It can sound like a collection of offcuts from Scheherazade, but Rimsky-Korsakov composed Antar some 20 years before his most famous masterpiece. Originally titled as his Second Symphony (as in the programme here), Rimsky tinkered with it several times until 1903, eventually reclassifying it as a “symphonic suite”... just like Scheherazade, in fact. Seriously, if you love Scheherazade, you should investigate Antar. Kirill Karabits and the Bournemouth Symphony Orchestra scheduled it last season, but it fell victim to the second lockdown in the spring, so it was good to finally catch it in Basingstoke’s acoustically fine concert hall, The Anvil.

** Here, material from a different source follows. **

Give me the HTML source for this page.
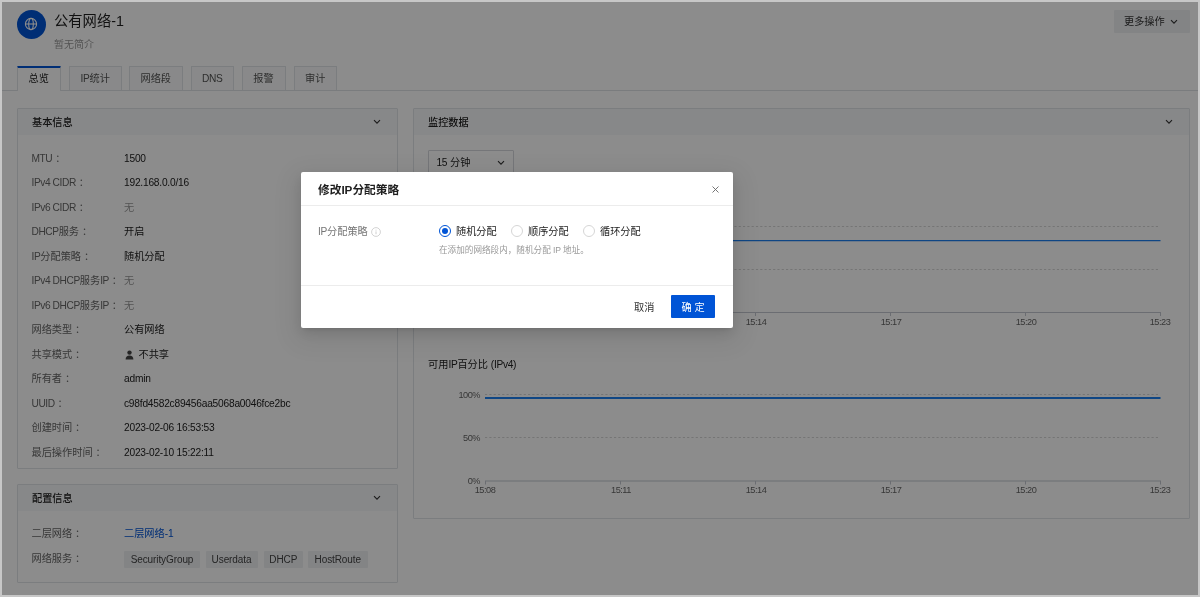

The composer attached a fantastical programme which involves Antar saving a gazelle from an eagle’s clutches in the desert. The gazelle turns out to be the fairy Gul-Nazar, Queen of Palmyra, who grants Antar three gifts: vengeance, power and love. That third gift proves bittersweet as it leads to Antar’s death, entwined in Gul-Nazar’s arms.

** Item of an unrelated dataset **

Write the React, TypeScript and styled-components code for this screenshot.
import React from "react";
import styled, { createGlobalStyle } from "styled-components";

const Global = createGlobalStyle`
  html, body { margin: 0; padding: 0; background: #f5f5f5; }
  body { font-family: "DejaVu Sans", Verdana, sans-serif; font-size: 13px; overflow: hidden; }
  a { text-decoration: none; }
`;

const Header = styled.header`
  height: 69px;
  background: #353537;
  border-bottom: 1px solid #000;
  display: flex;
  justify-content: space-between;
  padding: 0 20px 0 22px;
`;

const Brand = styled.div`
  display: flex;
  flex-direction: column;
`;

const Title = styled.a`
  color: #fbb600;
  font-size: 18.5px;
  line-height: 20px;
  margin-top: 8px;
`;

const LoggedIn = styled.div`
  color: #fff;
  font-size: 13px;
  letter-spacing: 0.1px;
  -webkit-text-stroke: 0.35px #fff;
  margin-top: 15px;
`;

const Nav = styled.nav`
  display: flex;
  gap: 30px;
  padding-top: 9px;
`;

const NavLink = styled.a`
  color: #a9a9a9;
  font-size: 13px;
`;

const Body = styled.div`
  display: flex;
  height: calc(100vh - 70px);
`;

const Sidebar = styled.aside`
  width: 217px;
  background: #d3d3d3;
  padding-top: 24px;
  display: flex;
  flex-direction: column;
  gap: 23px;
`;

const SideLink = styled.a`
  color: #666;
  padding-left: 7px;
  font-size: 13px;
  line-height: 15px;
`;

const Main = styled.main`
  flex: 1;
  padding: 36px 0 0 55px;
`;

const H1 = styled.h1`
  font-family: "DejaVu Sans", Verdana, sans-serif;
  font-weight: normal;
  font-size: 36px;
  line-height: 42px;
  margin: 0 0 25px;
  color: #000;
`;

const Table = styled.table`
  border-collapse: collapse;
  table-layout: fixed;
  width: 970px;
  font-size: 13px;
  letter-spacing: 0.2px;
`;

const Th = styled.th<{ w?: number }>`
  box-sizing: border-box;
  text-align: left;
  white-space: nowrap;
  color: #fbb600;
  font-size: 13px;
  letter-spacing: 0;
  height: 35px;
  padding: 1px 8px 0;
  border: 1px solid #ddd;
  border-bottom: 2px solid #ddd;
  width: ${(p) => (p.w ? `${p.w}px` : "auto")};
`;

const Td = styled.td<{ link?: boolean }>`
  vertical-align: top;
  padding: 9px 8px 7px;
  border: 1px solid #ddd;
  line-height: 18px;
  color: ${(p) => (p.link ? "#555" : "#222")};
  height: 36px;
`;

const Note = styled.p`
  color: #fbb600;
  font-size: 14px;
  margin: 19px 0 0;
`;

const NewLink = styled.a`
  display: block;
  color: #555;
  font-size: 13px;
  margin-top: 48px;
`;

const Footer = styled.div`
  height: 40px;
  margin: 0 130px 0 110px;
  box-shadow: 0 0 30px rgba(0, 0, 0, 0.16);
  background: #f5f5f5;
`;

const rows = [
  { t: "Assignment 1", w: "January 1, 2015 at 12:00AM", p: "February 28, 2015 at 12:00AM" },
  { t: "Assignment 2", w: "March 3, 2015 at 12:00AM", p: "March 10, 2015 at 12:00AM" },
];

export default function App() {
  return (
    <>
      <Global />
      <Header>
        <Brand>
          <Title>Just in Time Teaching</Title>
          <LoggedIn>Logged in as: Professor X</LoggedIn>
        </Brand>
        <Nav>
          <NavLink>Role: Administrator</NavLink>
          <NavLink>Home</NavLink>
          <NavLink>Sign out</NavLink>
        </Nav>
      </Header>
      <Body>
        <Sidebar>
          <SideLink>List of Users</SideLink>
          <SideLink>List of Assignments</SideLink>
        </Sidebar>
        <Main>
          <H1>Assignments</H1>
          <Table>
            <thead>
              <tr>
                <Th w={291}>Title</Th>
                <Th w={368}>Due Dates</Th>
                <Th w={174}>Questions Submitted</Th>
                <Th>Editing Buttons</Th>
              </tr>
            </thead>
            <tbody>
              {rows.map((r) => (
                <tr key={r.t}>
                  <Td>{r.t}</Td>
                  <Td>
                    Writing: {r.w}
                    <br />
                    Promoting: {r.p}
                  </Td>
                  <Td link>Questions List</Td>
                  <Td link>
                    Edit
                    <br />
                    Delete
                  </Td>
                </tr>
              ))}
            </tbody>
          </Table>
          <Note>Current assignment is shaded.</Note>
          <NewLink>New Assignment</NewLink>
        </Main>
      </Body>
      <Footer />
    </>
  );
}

Rimsky’s score is full of sinuous exotic melodies, colourful percussion and motifs for the key characters that act like an idée fixe. Karabits clearly loves it to bits… and in this performance, so did I. The Ukranian maintained dramatic tension in the opening movement, with clipped string phrasing, dramatic harp flourishes and an urgent pace. There were polished woodwind solos, particularly from Anna Pyne (flute) and Barry Deacon (clarinet). The two short middle movements – depicting vengeance and power – made a thrilling impact, bristling with angry brass which really bit in The Anvil’s splendid acoustic. The strings swooned in the love music of the finale, Karabits never allowing the tension to sag, even though the work itself ends gently as Antar expires. For a stinging sign off, The Flight of the Bumblebee proved a fitting encore.